After all, we can't always be having a smooth journey; no, even nature has shown us through the ups and downs in the sea and even the weather (speaking of which, has been somewhat of a crazy roller coaster ride these days).

A recent experience inspired me to write about it, for it is something which I think is worth retelling and sharing in perspective.
It would not have been on my list of posts, and this was more of a spur of a moment kind of occurrence.

It was something which happened to me personally, last week.

I was on the hunt of a parking space along a row of shops, in an area which is usually very popular and known for its scarcity of parking spots particularly during peak hours of the day (and even week).

It was probably the third or fourth time I was making my rounds in the same area, and I was approaching this row of shops where cars were parked on both sides of the road.
This part of the road is also notorious for double parked cars with drivers waiting behind the wheels.

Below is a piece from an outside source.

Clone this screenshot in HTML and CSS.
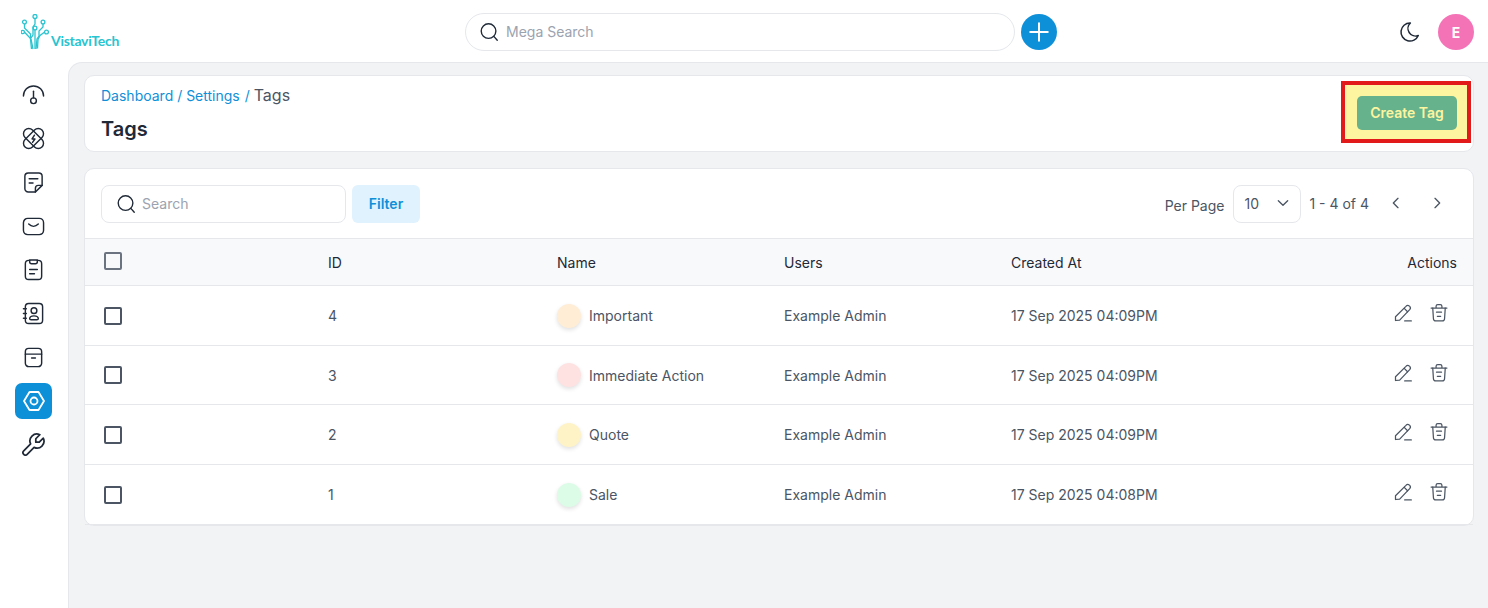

Perhaps it was my luck, or perhaps it was just that twist of fate for the part of the test, but at that moment, I spotted two gentlemen who were making their way towards their car and it was right at that spot where I was stopping.
Yes, I felt really lucky.

Instantly I turned on my right indicator to signal that I was waiting for the spot, even though the road was blocked anyway for any car to go through at that point.
Still, it was to notify any oncoming cars behind me that I was waiting.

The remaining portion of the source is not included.